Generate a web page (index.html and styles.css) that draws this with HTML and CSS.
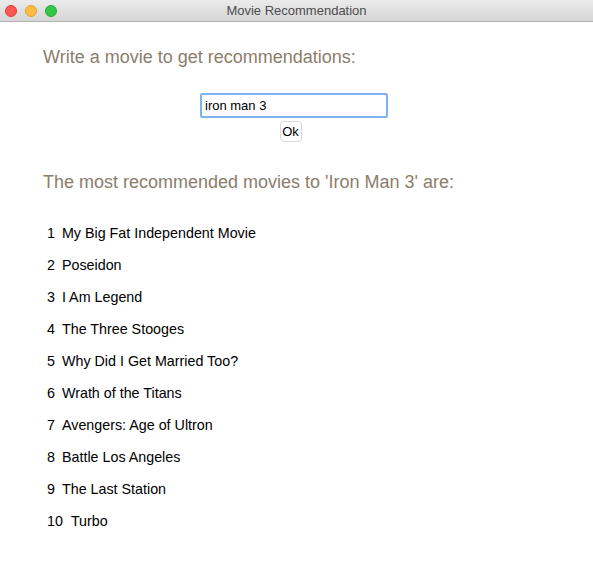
FILE: index.html
```html
<!DOCTYPE html>
<html>
<head>
<meta charset="utf-8">
<link rel="stylesheet" href="styles.css">
</head>
<body>
<div class="window">
  <div class="titlebar">
    <div class="lights">
      <span class="light red"></span>
      <span class="light yellow"></span>
      <span class="light green"></span>
    </div>
    <div class="title">Movie Recommendation</div>
  </div>
  <div class="content">
    <h1 class="heading first">Write a movie to get recommendations:</h1>
    <div class="form">
      <input class="movie-input" type="text" value="iron man 3">
      <button class="ok">Ok</button>
    </div>
    <h2 class="heading second">The most recommended movies to 'Iron Man 3' are:</h2>
    <ol class="list">
      <li><span class="num">1</span><span class="name">My Big Fat Independent Movie</span></li>
      <li><span class="num">2</span><span class="name">Poseidon</span></li>
      <li><span class="num">3</span><span class="name">I Am Legend</span></li>
      <li><span class="num">4</span><span class="name">The Three Stooges</span></li>
      <li><span class="num">5</span><span class="name">Why Did I Get Married Too?</span></li>
      <li><span class="num">6</span><span class="name">Wrath of the Titans</span></li>
      <li><span class="num">7</span><span class="name">Avengers: Age of Ultron</span></li>
      <li><span class="num">8</span><span class="name">Battle Los Angeles</span></li>
      <li><span class="num">9</span><span class="name">The Last Station</span></li>
      <li><span class="num">10</span><span class="name wide">Turbo</span></li>
    </ol>
  </div>
</div>
</body>
</html>
```
FILE: styles.css
```css
html, body {
  margin: 0;
  padding: 0;
  background: #ffffff;
}
body {
  font-family: "Liberation Sans", Arial, sans-serif;
  width: 593px;
  height: 567px;
  overflow: hidden;
}
.window {
  display: flex;
  flex-direction: column;
  height: 567px;
}
.titlebar {
  position: relative;
  height: 21px;
  background: linear-gradient(#ebebeb, #d5d5d5);
  border-bottom: 1px solid #b1b1b1;
  display: flex;
  align-items: center;
  justify-content: center;
}
.lights {
  position: absolute;
  left: 5px;
  top: 5px;
  display: flex;
  gap: 8px;
}
.light {
  width: 12px;
  height: 12px;
  border-radius: 50%;
  box-sizing: border-box;
}
.red { background: #fc5753; border: 1px solid #de3f3a; }
.yellow { background: #fdbc40; border: 1px solid #dea236; }
.green { background: #33c748; border: 1px solid #27aa35; }
.title {
  font-family: "Helvetica Neue", "Liberation Sans", Arial, sans-serif;
  font-size: 13px;
  color: #4d4d4d;
}
.content {
  padding: 0 0 0 43px;
}
.heading {
  font-weight: normal;
  font-size: 18px;
  color: #8b7d6b;
  margin: 0;
}
.first {
  margin-top: 25px;
}
.form {
  display: flex;
  flex-direction: column;
  align-items: center;
  margin-top: 25px;
  margin-left: -55px;
}
.movie-input {
  width: 188px;
  height: 25px;
  box-sizing: border-box;
  border: 2px solid #7eb3ee;
  border-radius: 2px;
  padding: 0 3px;
  font-family: "Liberation Sans", Arial, sans-serif;
  font-size: 13px;
  color: #000;
  outline: none;
  margin-left: 7px;
}
.ok {
  margin-top: 3px;
  height: 21px;
  width: 22px;
  padding: 0;
  font-family: "Liberation Sans", Arial, sans-serif;
  font-size: 13px;
  background: #fff;
  border: 1px solid #d9d9d9;
  border-radius: 4px;
  color: #000;
}
.second {
  margin-top: 30px;
}
.list {
  list-style: none;
  margin: 32px 0 0 4px;
  padding: 0;
  display: flex;
  flex-direction: column;
  gap: 15px;
}
.list li {
  font-size: 14.3px;
  line-height: 17px;
  color: #000;
  display: flex;
}
.num {
  margin-right: 7px;
}
.wide {
  margin-left: 1px;
}
```
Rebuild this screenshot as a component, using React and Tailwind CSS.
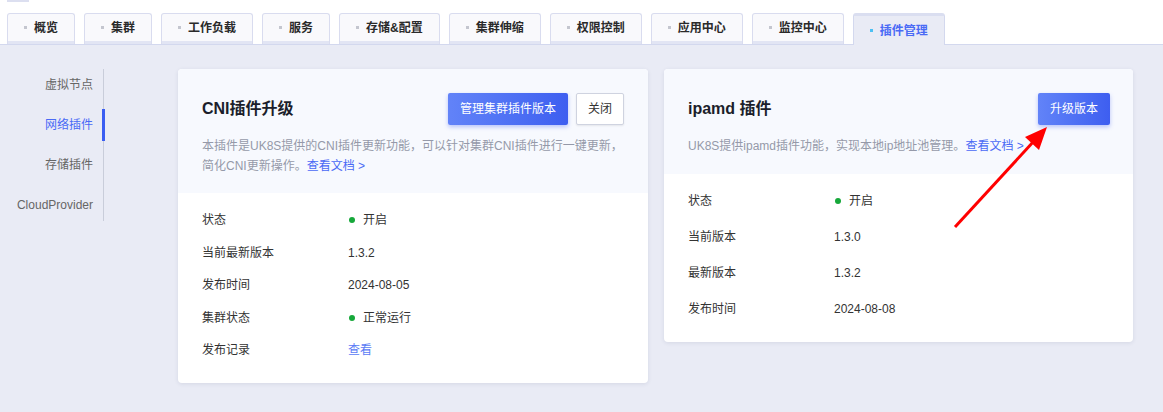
import React from 'react';

const tabs = ['概览', '集群', '工作负载', '服务', '存储&配置', '集群伸缩', '权限控制', '应用中心', '监控中心', '插件管理'];
const sideItems = ['虚拟节点', '网络插件', '存储插件', 'CloudProvider'];

const Dot = () => <span className="w-[6px] h-[6px] rounded-full bg-[#16a83a] ml-[1px]" />;

const Row = ({ label, children, h }) => (
  <div className={`flex items-center ${h}`}>
    <div className="w-[146px] shrink-0">{label}</div>
    <div className="flex items-center gap-[8px]">{children}</div>
  </div>
);

const App = () => {
  return (
    <div
      className="relative min-h-[412px] bg-[#e9ebf5] text-[12px] text-[#333]"
      style={{ fontFamily: '"Liberation Sans", "Noto Sans CJK SC", sans-serif' }}
    >
      {/* 顶部标签栏 */}
      <div className="bg-white border-b border-[#d3d8ee] h-[45px]">
        <div className="ml-[7px] w-[22px] h-[2px] bg-[#dcdff0]" />
        <div className="flex items-end gap-[9px] pl-[7px] mt-[11px]">
          {tabs.map((t, i) => {
            const active = i === tabs.length - 1;
            return active ? (
              <div key={t} className="h-[32px] -mb-[1px] flex items-center px-[16px] bg-[#e9ebf5] border border-b-0 border-[#d3d8ee] border-t-[3px] border-t-[#dadef0] rounded-t-[3px] font-semibold text-[#4a6af5]">
                <span className="w-[3px] h-[3px] bg-[#4cc0f3] mr-[7px]" />
                {t}
              </div>
            ) : (
              <div key={t} className="h-[31px] flex flex-col bg-[#f9f9fc] border border-b-0 border-[#d9dcef] rounded-t-[3px]">
                <div className="flex-1 flex items-center px-[16px] font-semibold text-[#2a2a2a]">
                  <span className="w-[3px] h-[3px] bg-[#c4c6cf] mr-[7px]" />
                  {t}
                </div>
                <div className="h-[3px] bg-[#e2e5f4]" />
              </div>
            );
          })}
        </div>
      </div>

      <div className="flex pt-[24px]">
        {/* 侧边栏 */}
        <div className="w-[104px] shrink-0">
          <div className="h-[152px] border-r border-[#c9cdda] flex flex-col justify-center">
            {sideItems.map((s, i) => (
              <div
                key={s}
                className={`relative h-[40px] shrink-0 flex items-center justify-end pr-[10px] ${i === 1 ? 'text-[#4a6af5]' : 'text-[#666]'}`}
              >
                {s}
                {i === 1 && <span className="absolute right-[-2px] top-[4px] w-[3px] h-[32px] bg-[#3b5ef2]" />}
              </div>
            ))}
          </div>
        </div>

        {/* 卡片区 */}
        <div className="flex items-start gap-[16px] ml-[74px]">
          <div className="w-[470px] bg-white rounded-[4px] shadow-[0_1px_4px_rgba(40,50,90,0.1)] overflow-hidden">
            <div className="bg-[#f7f9fe] px-[24px] pt-[24px] pb-[17px]">
              <div className="flex items-center justify-between">
                <h2 className="text-[16px] font-bold text-[#1b1e2b]">CNI插件升级</h2>
                <div className="flex gap-[8px]">
                  <button className="h-[32px] px-[12px] rounded-[2px] text-white bg-gradient-to-r from-[#6283f8] to-[#3e5ef0] shadow-[0_2px_4px_rgba(62,94,240,0.35)]">
                    管理集群插件版本
                  </button>
                  <button className="h-[32px] px-[11px] rounded-[2px] bg-white border border-[#cfd3e0] text-[#333] shadow-[0_1px_2px_rgba(0,0,0,0.08)]">
                    关闭
                  </button>
                </div>
              </div>
              <p className="mt-[11px] leading-[20px] text-[#9599a9] whitespace-nowrap">
                本插件是UK8S提供的CNI插件更新功能，可以针对集群CNI插件进行一键更新，
                <br />
                简化CNI更新操作。<span className="text-[#4a6af5]">查看文档 &gt;</span>
              </p>
            </div>
            <div className="px-[24px] pt-[11px] pb-[16px]">
              <Row label="状态" h="h-[32.5px]"><Dot />开启</Row>
              <Row label="当前最新版本" h="h-[32.5px]">1.3.2</Row>
              <Row label="发布时间" h="h-[32.5px]">2024-08-05</Row>
              <Row label="集群状态" h="h-[32.5px]"><Dot />正常运行</Row>
              <Row label="发布记录" h="h-[32.5px]"><span className="text-[#5b7bf5]">查看</span></Row>
            </div>
          </div>

          <div className="w-[469px] bg-white rounded-[4px] shadow-[0_1px_4px_rgba(40,50,90,0.1)] overflow-hidden">
            <div className="bg-[#f7f9fe] px-[24px] pt-[24px] pb-[18px]">
              <div className="flex items-center justify-between">
                <h2 className="text-[16px] font-bold text-[#1b1e2b]">ipamd 插件</h2>
                <button className="h-[32px] px-[12px] mr-[-1px] rounded-[2px] text-white bg-gradient-to-r from-[#6283f8] to-[#3e5ef0] shadow-[0_2px_4px_rgba(62,94,240,0.35)]">
                  升级版本
                </button>
              </div>
              <p className="mt-[11px] leading-[20px] text-[#9599a9] whitespace-nowrap">
                UK8S提供ipamd插件功能，实现本地ip地址池管理。<span className="text-[#4a6af5]">查看文档 &gt;</span>
              </p>
            </div>
            <div className="px-[24px] pt-[9px] pb-[15px]">
              <Row label="状态" h="h-[36px]"><Dot />开启</Row>
              <Row label="当前版本" h="h-[36px]">1.3.0</Row>
              <Row label="最新版本" h="h-[36px]">1.3.2</Row>
              <Row label="发布时间" h="h-[36px]">2024-08-08</Row>
            </div>
          </div>
        </div>
      </div>

      {/* 标注箭头 */}
      <svg className="absolute inset-0 pointer-events-none" width="1163" height="412">
        <line x1="955" y1="227" x2="1034" y2="141" stroke="#ff0000" strokeWidth="3" />
        <polygon points="1047,127 1025,137 1039,150" fill="#ff0000" />
      </svg>
    </div>
  );
};

export default App;
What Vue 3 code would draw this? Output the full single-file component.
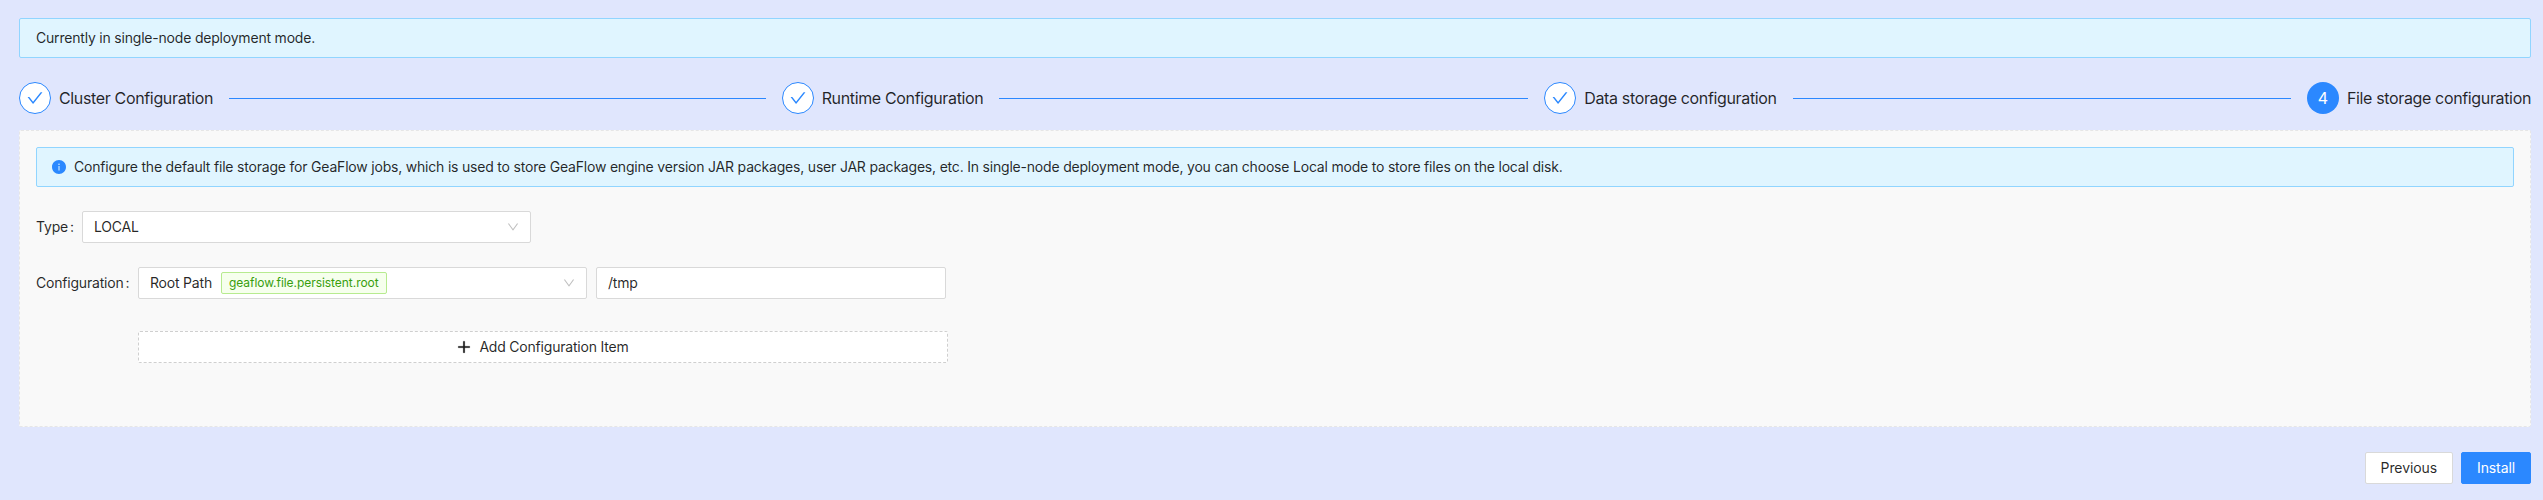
<script setup>
const check = 'M912 190h-69.9c-9.8 0-19.1 4.5-25.1 12.2L404.7 724.5 207 474a32 32 0 0 0-25.1-12.2H112c-6.7 0-10.4 7.7-6.3 12.9l273.9 347c12.8 16.2 37.4 16.2 50.3 0l488.4-618.9c4.1-5.1.4-12.8-6.3-12.8z'
const down = 'M884 256h-75c-5.1 0-9.9 2.5-12.9 6.6L512 654.2 227.9 262.6c-3-4.1-7.8-6.6-12.9-6.6h-75c-6.1 0-9.7 6.9-6.1 11.9l352.2 485.4c12.8 17.6 39 17.6 51.7 0l352.2-485.4c3.7-5 .1-11.9-6-11.9z'
const info = 'M512 64C264.6 64 64 264.6 64 512s200.6 448 448 448 448-200.6 448-448S759.4 64 512 64zm32 664c0 4.4-3.6 8-8 8h-48c-4.4 0-8-3.6-8-8V456c0-4.4 3.6-8 8-8h48c4.4 0 8 3.6 8 8v272zm-32-344a48.01 48.01 0 0 1 0-96 48.01 48.01 0 0 1 0 96z'
const plus = 'M482 152h60q8 0 8 8v704q0 8-8 8h-60q-8 0-8-8V160q0-8 8-8Z M192 474h672q8 0 8 8v60q0 8-8 8H160q-8 0-8-8v-60q0-8 8-8Z'
const steps = ['Cluster Configuration', 'Runtime Configuration', 'Data storage configuration']
</script>

<template>
  <div class="page">
    <div class="alert top-alert">Currently in single-node deployment mode.</div>

    <div class="steps">
      <div v-for="s in steps" :key="s" class="step">
        <span class="circle done">
          <svg viewBox="64 64 896 896" width="16" height="16" fill="#2b88ff"><path :d="check" /></svg>
        </span>
        <span class="step-title">{{ s }}</span>
        <span class="line"></span>
      </div>
      <div class="step last">
        <span class="circle active">4</span>
        <span class="step-title">File storage configuration</span>
      </div>
    </div>

    <div class="panel">
      <div class="alert info-alert">
        <svg class="info-icon" viewBox="64 64 896 896" width="14" height="14" fill="#2b88ff"><path :d="info" /></svg>
        <span>Configure the default file storage for GeaFlow jobs, which is used to store GeaFlow engine version JAR packages, user JAR packages, etc. In single-node deployment mode, you can choose Local mode to store files on the local disk.</span>
      </div>

      <div class="row type-row">
        <label class="label">Type<span class="colon">:</span></label>
        <div class="control select">
          <span>LOCAL</span>
          <svg class="arrow" viewBox="64 64 896 896" width="12" height="12" fill="#bfbfbf"><path :d="down" /></svg>
        </div>
      </div>

      <div class="row config-row">
        <label class="label">Configuration<span class="colon">:</span></label>
        <div class="control select">
          <span class="path-name">Root Path</span>
          <span class="tag">geaflow.file.persistent.root</span>
          <svg class="arrow" viewBox="64 64 896 896" width="12" height="12" fill="#bfbfbf"><path :d="down" /></svg>
        </div>
        <div class="control input">/tmp</div>
      </div>

      <div class="add-wrap">
        <div class="add">
          <svg viewBox="64 64 896 896" width="14" height="14" fill="#1a1a1a" stroke="#1a1a1a" stroke-width="40"><path :d="plus" /></svg>
          <span>Add Configuration Item</span>
        </div>
      </div>
    </div>

    <div class="footer">
      <div class="btn">Previous</div>
      <div class="btn primary">Install</div>
    </div>
  </div>
</template>

<style>
html, body { margin: 0; background: #e0e6fd; }
</style>

<style scoped>
.page {
  box-sizing: border-box;
  height: 500px;
  padding: 18px 12px 0 19px;
  background: #e0e6fd;
  font-family: Inter, "Liberation Sans", sans-serif;
  font-size: 14px;
  line-height: 22px;
  letter-spacing: -0.2px;
  color: rgba(0, 0, 0, 0.85);
}
.alert {
  box-sizing: border-box;
  height: 40px;
  background: #e0f5ff;
  border: 1px solid #91d5ff;
  border-radius: 2px;
  display: flex;
  align-items: center;
}
.top-alert { padding: 0 16px; }
.steps { display: flex; margin-top: 24px; height: 32px; }
.step { flex: 1; display: flex; align-items: center; min-width: 0; }
.step.last { flex: none; }
.circle {
  box-sizing: border-box;
  width: 32px;
  height: 32px;
  border-radius: 50%;
  flex: none;
  display: flex;
  align-items: center;
  justify-content: center;
  font-size: 16px;
}
.circle.done { border: 1px solid #2b88ff; background: #fff; }
.circle.active { background: #2b88ff; color: #fff; }
.step-title { margin-left: 8px; font-size: 16px; letter-spacing: -0.35px; white-space: nowrap; }
.line { flex: 1; height: 1px; margin: 0 16px; background: #2b88ff; }
.panel {
  box-sizing: border-box;
  height: 297px;
  margin-top: 16px;
  padding: 16px;
  background: #f9f9f9;
  border: 1px dashed #e6e6e6;
  border-radius: 2px;
}
.info-alert { padding: 0 15px; }
.info-icon { flex: none; margin-right: 8px; }
.row { display: flex; align-items: center; }
.type-row { margin-top: 24px; }
.config-row { margin-top: 24px; }
.label { white-space: nowrap; width: 46px; flex: none; }
.config-row .label { width: 102px; }
.colon { margin-left: 2px; }
.control {
  box-sizing: border-box;
  height: 32px;
  background: #fff;
  border: 1px solid #d9d9d9;
  border-radius: 2px;
  display: flex;
  align-items: center;
  padding: 0 11px;
}
.select { width: 449px; position: relative; }
.arrow { position: absolute; right: 11px; top: 9px; }
.path-name { margin-right: 9px; }
.tag {
  box-sizing: border-box;
  height: 22px;
  padding: 0 7px;
  display: flex;
  align-items: center;
  font-size: 12px;
  line-height: 20px;
  letter-spacing: -0.05px;
  color: #389e0d;
  background: #f6ffed;
  border: 1px solid #b7eb8f;
  border-radius: 2px;
}
.input { width: 350px; margin-left: 9px; }
.add-wrap { margin-top: 32px; padding-left: 102px; }
.add {
  box-sizing: border-box;
  width: 810px;
  height: 32px;
  background: #fff;
  border: 1px dashed #cfcfcf;
  border-radius: 2px;
  display: flex;
  align-items: center;
  justify-content: center;
  gap: 8px;
}
.footer { display: flex; justify-content: flex-end; gap: 8px; margin-top: 25px; }
.btn {
  box-sizing: border-box;
  height: 32px;
  padding: 0 15px;
  display: flex;
  align-items: center;
  background: #fff;
  border: 1px solid #d9d9d9;
  border-radius: 2px;
  letter-spacing: -0.1px;
}
.btn.primary { background: #2b88ff; border-color: #2b88ff; color: #fff; }
</style>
◆ ◆ ◆ ◆ ◆
### Prompt
Lines containing "this" are to be counted. State the total and add nothing.

### Solution
3